Given with the data depicts the above picture, Mahalanobis distance can calculate distance between the Group1 and Group2. This type distance measure is helpful in classification and clustering.

What is correlation ?

Correlation is a statistical technique that gives a number telling how strongly or weekly the relationship between the objects. It is not a measure describing the distance but a measure describes the bound between the objects. Correlation value is usually represented by small letter ‘r’ and ‘r’ can ranges from -1 to +1.

If r is close to 0, it means there is no relationship between the objects.

If r is positive, it means that as one object gets larger the other gets larger.

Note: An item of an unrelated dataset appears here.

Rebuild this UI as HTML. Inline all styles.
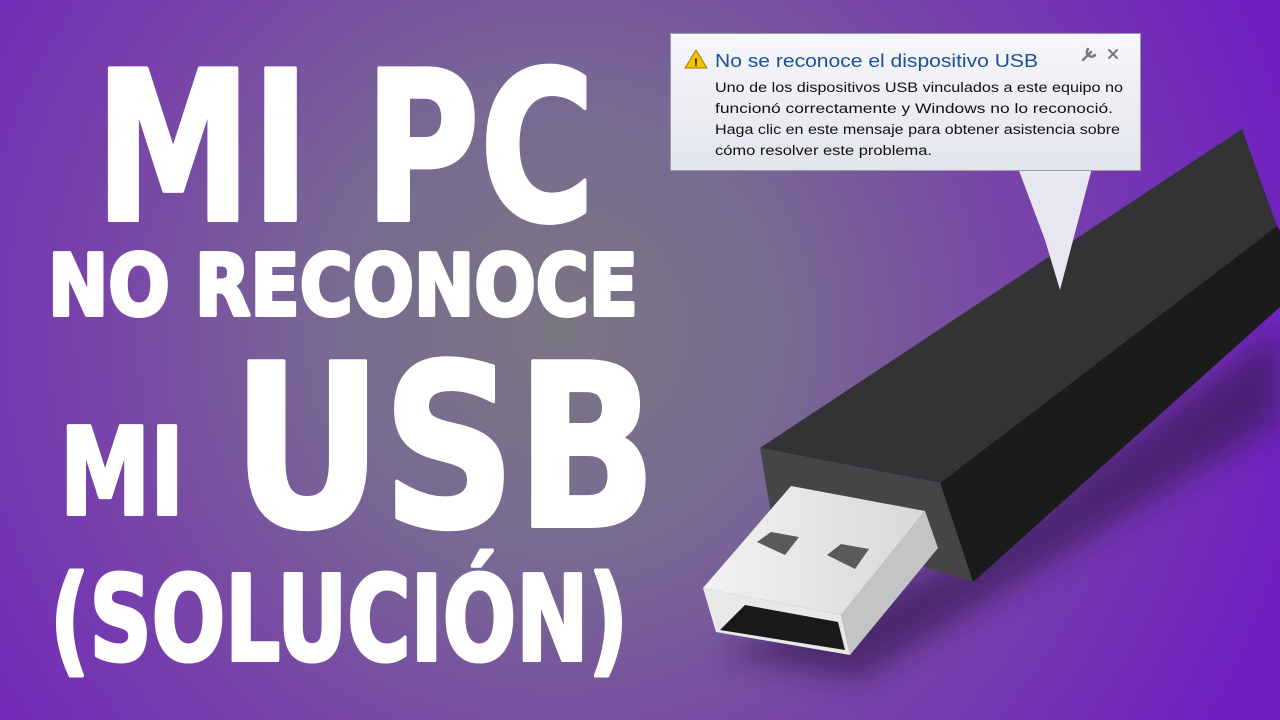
<!DOCTYPE html>
<html><head><meta charset="utf-8"><style>
html,body{margin:0;padding:0;width:1280px;height:720px;overflow:hidden;background:#7a5aa0}
svg{display:block}
</style></head><body>
<svg width="1280" height="720" viewBox="0 0 1280 720" xmlns="http://www.w3.org/2000/svg">
<defs>
<radialGradient id="bg" cx="560" cy="330" r="760" gradientUnits="userSpaceOnUse">
<stop offset="0" stop-color="#7a7682"/>
<stop offset="0.3" stop-color="#786a92"/>
<stop offset="0.6" stop-color="#7845a8"/>
<stop offset="1" stop-color="#7020c0"/>
</radialGradient>
<linearGradient id="dlg" x1="0" y1="0" x2="0" y2="1">
<stop offset="0" stop-color="#f6f7fa"/><stop offset="1" stop-color="#e2e5ec"/>
</linearGradient>
<linearGradient id="con" x1="0" y1="0" x2="1" y2="0">
<stop offset="0" stop-color="#f2f2f2"/><stop offset="1" stop-color="#d8d8d8"/>
</linearGradient>
<filter id="blur" x="-50%" y="-50%" width="200%" height="200%"><feGaussianBlur stdDeviation="14"/></filter>
</defs>
<rect width="1280" height="720" fill="url(#bg)"/>
<polygon points="720,655 860,680 1280,420 1280,330 960,560" fill="#3a1a5a" opacity="0.7" filter="url(#blur)"/>
<polygon points="760,448 1242,129 1277,226 940,483" fill="#333335"/>
<polygon points="940,483 1277,226 1280,230 1280,307 973,582" fill="#1b1b1c"/>
<polygon points="760,448 940,483 973,582 772,520" fill="#454547"/>
<polygon points="703,588 791,486 925,511 841,615" fill="url(#con)"/>
<polygon points="925,511 938,548 850,655 841,615" fill="#c4c4c4"/>
<polygon points="703,588 841,615 850,655 716,632" fill="#e8e8e8"/>
<polygon points="745,605 838,622 845,650 720,630" fill="#1a1a1a"/>
<polygon points="757,542 771,532 799,537 785,555" fill="#5a5a5a"/>
<polygon points="827,555 841,544 869,549 855,569" fill="#5a5a5a"/>
<polygon points="1018,168 1092,168 1060,290 1045,240" fill="#e6e7f0"/>
<rect x="670.5" y="33.5" width="470" height="137" fill="url(#dlg)" stroke="#9a9ca4"/>
<polygon points="696,50 707,68 685,68" fill="#f5c400" stroke="#a07800" stroke-width="1" stroke-linejoin="round"/>
<text x="696" y="66" font-family="Liberation Sans,sans-serif" font-size="11" font-weight="bold" text-anchor="middle" fill="#000">!</text>
<text x="715" y="67" font-family="Liberation Sans,sans-serif" font-size="18.5" fill="#1e4f99" textLength="323" lengthAdjust="spacingAndGlyphs">No se reconoce el dispositivo USB</text>
<path d="M1083,60 L1091,52 M1088,49 A4,4 0 1 0 1095,55" stroke="#7a7a7a" stroke-width="2.5" fill="none" stroke-linecap="round"/>
<path d="M1109,50 L1117,58 M1117,50 L1109,58" stroke="#777" stroke-width="2" stroke-linecap="round"/>
<g font-family="Liberation Sans,sans-serif" font-size="14.2" fill="#111">
<text x="715" y="92" textLength="408" lengthAdjust="spacingAndGlyphs">Uno de los dispositivos USB vinculados a este equipo no</text>
<text x="715" y="113" textLength="398" lengthAdjust="spacingAndGlyphs">funcionó correctamente y Windows no lo reconoció.</text>
<text x="715" y="134" textLength="405" lengthAdjust="spacingAndGlyphs">Haga clic en este mensaje para obtener asistencia sobre</text>
<text x="715" y="155" textLength="217" lengthAdjust="spacingAndGlyphs">cómo resolver este problema.</text>
</g>
<g font-family="DejaVu Sans,sans-serif" font-weight="bold" fill="#fff" stroke="#fff" stroke-width="4" stroke-linejoin="round">
<text x="95" y="220" font-size="208" textLength="500" lengthAdjust="spacingAndGlyphs">MI PC</text>
<text x="48" y="315" font-size="85" textLength="590" lengthAdjust="spacingAndGlyphs">NO RECONOCE</text>
<text x="60" y="514" font-size="120" textLength="124" lengthAdjust="spacingAndGlyphs">MI</text>
<text x="232" y="526" font-size="226" textLength="425" lengthAdjust="spacingAndGlyphs">USB</text>
<text x="50" y="660" font-size="118" textLength="578" lengthAdjust="spacingAndGlyphs">(SOLUCIÓN)</text>
</g>
</svg>
</body></html>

If r is negative it means that as one gets larger, the other gets smaller.

r value =

+.70 or higher Very strong positive relationship

+.40 to +.69 Strong positive relationship

+.30 to +.39 Moderate positive relationship

+.20 to +.29 weak positive relationship

+.01 to +.19 No or negligible relationship

0 No relationship

-.01 to -.19 No or negligible relationship

-.20 to -.29 weak negative relationship

-.30 to -.39 Moderate negative relationship

-.40 to -.69 Strong negative relationship

-.70 or higher Very strong negative relationship

Today there are several proven methods (formulas) for computing correlation measures ‘r’, out of which Pearson’s correlation coefficient is commonly used method for computing the correlation.

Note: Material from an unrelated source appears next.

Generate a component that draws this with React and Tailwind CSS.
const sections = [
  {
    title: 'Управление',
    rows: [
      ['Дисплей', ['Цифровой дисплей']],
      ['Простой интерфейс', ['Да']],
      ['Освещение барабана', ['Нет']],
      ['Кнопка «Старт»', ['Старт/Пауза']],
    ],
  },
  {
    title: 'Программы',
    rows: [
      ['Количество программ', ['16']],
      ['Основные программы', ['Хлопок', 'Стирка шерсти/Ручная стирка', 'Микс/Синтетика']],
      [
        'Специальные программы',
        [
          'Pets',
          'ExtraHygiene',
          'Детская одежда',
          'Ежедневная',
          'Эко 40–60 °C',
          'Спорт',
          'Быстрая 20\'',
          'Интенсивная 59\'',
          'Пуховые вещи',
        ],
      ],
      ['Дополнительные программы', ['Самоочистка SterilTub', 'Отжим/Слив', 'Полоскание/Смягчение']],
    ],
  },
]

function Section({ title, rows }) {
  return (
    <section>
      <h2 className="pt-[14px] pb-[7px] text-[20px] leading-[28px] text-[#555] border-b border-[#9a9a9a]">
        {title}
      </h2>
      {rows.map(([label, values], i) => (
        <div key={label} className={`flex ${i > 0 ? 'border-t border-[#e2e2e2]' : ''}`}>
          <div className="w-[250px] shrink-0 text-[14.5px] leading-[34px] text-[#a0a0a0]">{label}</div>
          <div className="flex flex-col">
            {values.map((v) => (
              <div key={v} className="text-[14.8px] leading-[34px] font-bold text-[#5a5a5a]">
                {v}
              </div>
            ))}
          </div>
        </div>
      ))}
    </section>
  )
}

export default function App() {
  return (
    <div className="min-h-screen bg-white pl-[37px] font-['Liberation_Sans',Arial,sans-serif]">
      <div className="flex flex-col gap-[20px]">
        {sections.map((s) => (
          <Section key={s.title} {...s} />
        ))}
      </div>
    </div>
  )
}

Using Pearson’s correlation coefficient the correlation can calculate for objects that possess liner relationship.

It may be helpful to see graphically what these correlations look like:

Some time it is easy to confuse correlation with regression analysis. So in order to get better understanding of these terms we can say regression analysis helps to predict the value if at all there exists a relationship between the objects. Whereas correlation helps to understand and check whether there exists a relationship or not between the objects.

Thus a wise statistician always computes correlation first before doing any predication using regression analysis.